A new audience for digital skills
Our Senior Research and Evaluation Manager, Jane Mackey, discusses how Covid-19 has impacted the way learners use our free digital skills courses website, Learn My Way.
The Covid-19 crisis has laid bare how important digital access and digital skills are to achieving an inclusive society.
At Good Things Foundation we have always been committed to helping people improve their lives through digital. However, one of the things that the Covid-19 crisis has reinforced for us, is just how wide the digital need is within society.
We provide two online learning platforms: Learn My Way and Make it Click. These platforms were designed to support adult learners from socially and economically disadvantaged backgrounds. Before Covid-19 the typical learning experience for those accessing these sites was to complete the digital skills courses online, but in a community setting, with face-to-face learning support from our community partners.
With the onset of lockdown, the typical learning experience has shifted from one guided by our community partners, to an independent, remote learning experience. As the social and economic impacts of Covid-19 have begun to hit, a new audience has also started to use our learning tools.
Since the outbreak of Covid-19, there has been a large increase in women accessing Learn My Way.
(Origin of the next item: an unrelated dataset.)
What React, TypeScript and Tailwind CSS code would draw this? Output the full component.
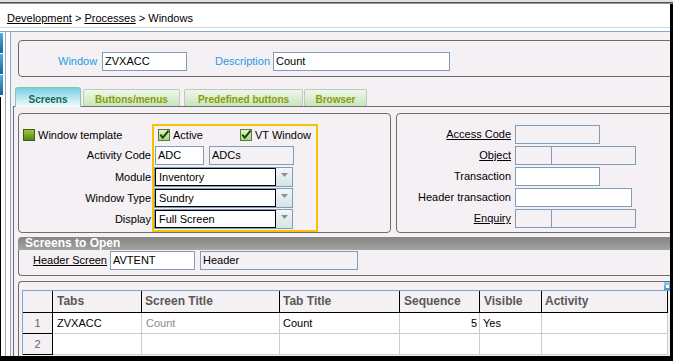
import React from "react";

function Field({ w, value, gray, className = "" }: { w: string; value?: string; gray?: boolean; className?: string }) {
  return (
    <div
      className={`${w} h-[19px] shrink-0 border border-[#7f9db9] ${gray ? "bg-[#f4f0f4]" : "bg-white"} flex items-center pl-[2px] whitespace-nowrap ${className}`}
    >
      {value}
    </div>
  );
}

function Tick() {
  return (
    <svg width="12" height="12" viewBox="0 0 12 12" className="shrink-0">
      <defs>
        <linearGradient id="tk" x1="0" y1="0" x2="0" y2="1">
          <stop offset="0" stopColor="#e4f5c4" />
          <stop offset="1" stopColor="#a9d86a" />
        </linearGradient>
      </defs>
      <rect x="0.5" y="0.5" width="11" height="11" fill="url(#tk)" stroke="#5b7a45" />
      <path d="M2.3 5.6 L4.8 8.6 L10.6 1.6" stroke="#16431e" strokeWidth="2" fill="none" />
    </svg>
  );
}

function GreenBox() {
  return (
    <svg width="12" height="12" viewBox="0 0 12 12" className="shrink-0">
      <defs>
        <linearGradient id="gb" x1="0" y1="0" x2="0" y2="1">
          <stop offset="0" stopColor="#a6cc44" />
          <stop offset="1" stopColor="#557f10" />
        </linearGradient>
      </defs>
      <rect x="0.5" y="0.5" width="11" height="11" fill="url(#gb)" stroke="#3f5e14" />
    </svg>
  );
}

function Drop({ value }: { value: string }) {
  return (
    <div className="w-[139px] h-[20px] border border-[#7f9db9] flex shrink-0">
      <div className="flex-1 bg-white border border-black flex items-center pl-[3px]">{value}</div>
      <div className="w-[16px] bg-gradient-to-b from-[#f2f7f8] to-[#d6e4e6] flex justify-center pt-[5px]">
        <svg width="7" height="4" viewBox="0 0 7 4">
          <path d="M0 0 H7 L3.5 4 Z" fill="#8a8f94" />
        </svg>
      </div>
    </div>
  );
}

const COLS = ["w-[89px]", "w-[138px]", "w-[120px]", "w-[80px]", "w-[62px]", "w-[126px]"];

function GridRow({ n, cells }: { n: string; cells: { t: string; cls?: string }[] }) {
  return (
    <div className="flex h-[21px]">
      <div className="w-[30px] shrink-0 border-r border-b border-black bg-[#f4f0f4] flex items-center justify-center text-[#666]">{n}</div>
      {COLS.map((c, i) => (
        <div key={i} className={`${c} shrink-0 border-r border-b border-[#cccccc] bg-white flex items-center ${cells[i]?.cls ?? "pl-[3px]"}`}>
          {cells[i]?.t}
        </div>
      ))}
    </div>
  );
}

export default function App() {
  const heads = [
    { t: "Tabs", cls: "pl-[4px]" },
    { t: "Screen Title", cls: "pl-[3px]" },
    { t: "Tab Title", cls: "pl-[3px]" },
    { t: "Sequence", cls: "pl-[4px]" },
    { t: "Visible", cls: "pl-[4px]" },
    { t: "Activity", cls: "pl-[3px]" },
  ];

  return (
    <div className="w-[673px] h-[361px] overflow-hidden flex flex-col bg-black font-['Liberation_Sans',Arial,sans-serif] text-[11px] leading-[13px] text-black">
      <div className="h-[2px] bg-[#e2e2e2]" />
      <div className="h-[1px] bg-[#4e4e4e]" />
      <div className="h-[1px] bg-[#9a9a9a]" />

      <div className="flex flex-1 min-h-0">
        <div className="w-[670px] flex flex-col">
          {/* breadcrumb */}
          <div className="h-[23px] bg-white pl-[7px] pt-[8px] whitespace-nowrap">
            <span className="underline">Development</span> &gt; <span className="underline">Processes</span> &gt; Windows
          </div>
          <div className="h-[1px] bg-[#d4d4d4]" />
          <div className="h-[3px] bg-white" />
          <div className="h-[1px] bg-[#86a6c6]" />

          <div className="flex flex-1 min-h-0">
            {/* left strip */}
            <div className="w-[11px] flex shrink-0 bg-white">
              <div className="w-[3px] flex flex-col">
                <div className="h-[1px]" />
                <div className="h-[20px] mb-[1px] bg-gradient-to-b from-[#4fb0e2] to-[#14669c]" />
                <div className="h-[20px] mb-[1px] bg-gradient-to-b from-[#4fb0e2] to-[#14669c]" />
                <div className="h-[20px] mb-[2px] bg-gradient-to-b from-[#4fb0e2] to-[#14669c]" />
                <div className="flex-1 border-l border-black" />
              </div>
              <div className="w-[2px]" />
              <div className="w-[1px] bg-[#a8a8a8]" />
              <div className="w-[4px]" />
              <div className="w-[1px] bg-[#86a9c9]" />
            </div>

            <div className="flex-1 bg-[#f4f0f4] overflow-hidden flex flex-col">
              {/* window header */}
              <div className="mt-[8px] ml-[7px] w-[700px] h-[37px] shrink-0 border border-[#6a6a6a] rounded-[4px]">
                <div className="mt-[11px] pl-[39px] flex items-center h-[19px]">
                  <span className="w-[44px] text-[#1c9ce4]">Window</span>
                  <Field w="w-[85px]" value="ZVXACC" />
                  <span className="ml-[28px] w-[58px] text-[#1c9ce4]">Description</span>
                  <Field w="w-[177px]" value="Count" />
                </div>
              </div>

              {/* tabs */}
              <div className="ml-[2px] mt-[10px] flex flex-col flex-1 min-h-0">
                <div className="h-[19px] flex items-end pl-[2px] shrink-0 font-bold text-[10px] leading-[12px]">
                  <div className="relative z-10 -mb-[1px] w-[66px] h-[20px] border border-b-0 border-[#86c6a6] rounded-t-[3px] bg-gradient-to-b from-[#72cfe2] to-[#f6fcf9] text-center pt-[6px] text-[#0b6a5a]">
                    Screens
                  </div>
                  <div className="ml-[2px] w-[97px] h-[17px] border border-b-0 border-[#c4c4c4] rounded-t-[2px] bg-gradient-to-b from-[#eef8ea] to-[#c6e6bb] text-center pt-[4px] text-[#8a9b08]">
                    Buttons/menus
                  </div>
                  <div className="ml-[4px] w-[119px] h-[17px] border border-b-0 border-[#c4c4c4] rounded-t-[2px] bg-gradient-to-b from-[#eef8ea] to-[#c6e6bb] text-center pt-[4px] text-[#8a9b08]">
                    Predefined buttons
                  </div>
                  <div className="ml-[1px] w-[63px] h-[17px] border border-b-0 border-[#c4c4c4] rounded-t-[2px] bg-gradient-to-b from-[#eef8ea] to-[#c6e6bb] text-center pt-[4px] text-[#8a9b08]">
                    Browser
                  </div>
                </div>

                <div className="flex-1 border-t border-l border-[#6e6e6e] pl-[4px] pt-[6px] flex flex-col">
                  <div className="flex gap-[5px] shrink-0">
                    {/* left group */}
                    <div className="w-[373px] h-[120px] shrink-0 border border-[#6e6e6e] rounded-[4px] flex">
                      <div className="w-[133px] shrink-0 pt-[12px] flex flex-col">
                        <div className="h-[18px] flex items-center pl-[4px]">
                          <GreenBox />
                          <span className="ml-[3px]">Window template</span>
                        </div>
                        <div className="mt-[2px] h-[19px] flex items-center justify-end pr-[1px]">Activity Code</div>
                        <div className="mt-[2px] h-[20px] flex items-center justify-end pr-[1px]">Module</div>
                        <div className="mt-[1px] h-[20px] flex items-center justify-end pr-[1px]">Window Type</div>
                        <div className="mt-[1px] h-[20px] flex items-center justify-end pr-[1px]">Display</div>
                      </div>
                      <div className="mt-[10px] w-[166px] h-[108px] shrink-0 border-2 border-[#f7c200] flex flex-col">
                        <div className="h-[18px] flex items-center pl-[4px]">
                          <div className="w-[82px] flex items-center">
                            <Tick />
                            <span className="ml-[3px]">Active</span>
                          </div>
                          <Tick />
                          <span className="ml-[3px]">VT Window</span>
                        </div>
                        <div className="mt-[2px] flex">
                          <Field w="w-[49px]" value="ADC" className="ml-[1px]" />
                          <Field w="w-[85px]" value="ADCs" gray className="ml-[5px]" />
                        </div>
                        <div className="mt-[2px] flex flex-col gap-[1px]">
                          <Drop value="Inventory" />
                          <Drop value="Sundry" />
                          <Drop value="Full Screen" />
                        </div>
                      </div>
                    </div>

                    {/* right group */}
                    <div className="w-[300px] h-[120px] shrink-0 border border-[#6e6e6e] rounded-[4px] pt-[11px] flex flex-col gap-[2px]">
                      <div className="h-[19px] flex items-center">
                        <span className="w-[114px] shrink-0 text-right underline">Access Code</span>
                        <Field w="w-[85px]" gray className="ml-[4px]" />
                      </div>
                      <div className="h-[19px] flex items-center">
                        <span className="w-[114px] shrink-0 text-right underline">Object</span>
                        <Field w="w-[37px]" gray className="ml-[4px]" />
                        <Field w="w-[85px]" gray className="-ml-[1px]" />
                      </div>
                      <div className="h-[19px] flex items-center">
                        <span className="w-[114px] shrink-0 text-right">Transaction</span>
                        <Field w="w-[85px]" className="ml-[4px]" />
                      </div>
                      <div className="h-[19px] flex items-center">
                        <span className="w-[114px] shrink-0 text-right">Header transaction</span>
                        <Field w="w-[117px]" className="ml-[4px]" />
                      </div>
                      <div className="h-[19px] flex items-center">
                        <span className="w-[114px] shrink-0 text-right underline">Enquiry</span>
                        <Field w="w-[37px]" gray className="ml-[4px]" />
                        <Field w="w-[85px]" gray className="-ml-[1px]" />
                      </div>
                    </div>
                  </div>

                  {/* screens to open */}
                  <div className="mt-[4px] w-[700px] h-[13px] shrink-0 rounded-tl-[4px] bg-gradient-to-b from-[#858585] to-[#a3a39f] pl-[7px] text-white font-bold text-[12px] leading-[13px]">
                    Screens to Open
                  </div>
                  <div className="w-[700px] h-[26px] shrink-0 border-l border-b border-[#6e6e6e] rounded-bl-[4px] pl-[14px]">
                    <div className="mt-[1px] flex items-center h-[19px]">
                      <span className="w-[77px] shrink-0 underline">Header Screen</span>
                      <Field w="w-[85px]" value="AVTENT" />
                      <Field w="w-[158px]" value="Header" gray className="ml-[5px]" />
                    </div>
                  </div>

                  {/* grid */}
                  <div className="relative mt-[5px] w-[700px] flex-1 border-t border-l border-[#6e6e6e] rounded-tl-[4px] pt-[8px] pl-[3px]">
                    <div className="absolute left-[645px] top-[0px] w-[7px] h-[8px] bg-gradient-to-b from-[#8fd0f0] to-[#3a9ad4] flex items-center justify-center">
                      <div className="w-[3px] h-[3px] bg-white" />
                    </div>
                    <div className="w-[648px] border-t border-l border-[#7ea6c8]">
                      <div className="flex h-[22px] border-b border-black w-[645px] bg-[#f4f0f4] font-bold text-[12px] text-[#585858]">
                        <div className="w-[30px] shrink-0 border-r border-black" />
                        {COLS.map((c, i) => (
                          <div key={i} className={`${c} shrink-0 border-r border-black flex items-center ${heads[i].cls}`}>
                            {heads[i].t}
                          </div>
                        ))}
                      </div>
                      <GridRow
                        n="1"
                        cells={[
                          { t: "ZVXACC", cls: "pl-[4px]" },
                          { t: "Count", cls: "pl-[4px] text-[#8a8a8a]" },
                          { t: "Count", cls: "pl-[3px]" },
                          { t: "5", cls: "justify-end pr-[2px]" },
                          { t: "Yes", cls: "pl-[3px]" },
                          { t: "", cls: "" },
                        ]}
                      />
                      <GridRow n="2" cells={[]} />
                    </div>
                  </div>
                </div>
              </div>
            </div>
          </div>
        </div>
        <div className="w-[3px] bg-black" />
      </div>
      <div className="h-[5px] bg-black" />
    </div>
  );
}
In February women made up 55% of all learners; in May they made up 70%.
Employed people have also recently overtaken unemployed people as the largest cohort of learners visiting Learn My Way, with full-time and part-time workers making up 51% of learners in May.
Before Covid-19, people were most likely to say that the main reason they were visiting Learn My Way was to learn digital skills to help them find work. In May, people were most likely to say they visited to learn digital skills for their current job (with women significantly more likely to say this than men).
The impact of Covid-19 does not account for all Learn My Way activity, but it is definitely a key factor: 50% of those who said they wanted to learn new digital skills for their current job said this was related to Covid-19.*
Self-led learning is a clear preference among those who have accessed Learn My Way in response to Covid-19, with 76% stating they would like to learn digital skills via online courses at the moment, and 44% saying they would like to learn digital skills via online videos.*
There is a great deal of uncertainty in the labour market at the moment, and we know that women are being hit hard by the economic impacts of the pandemic. Research by the Institute for Fiscal studies found that women are more likely than men to have left paid work since February, and are also more likely to have seen a reduction in their hours. In this context, it makes sense that women are interested in building the repertoire of skills they can bring to the workplace.
We also know that women are continuing to shoulder a bigger burden of housework than men during lockdown, and that mothers are also more likely than fathers to be juggling their paid work alongside childcare. Given this additional household burden, it also makes sense that women would be attracted to flexible learning tools that allow them to learn in their own time.
We will continue to update the courses we are offering through Learn My Way and Make it Click, responding to the new digital challenges raised by Covid-19, and reacting to where there is greatest need.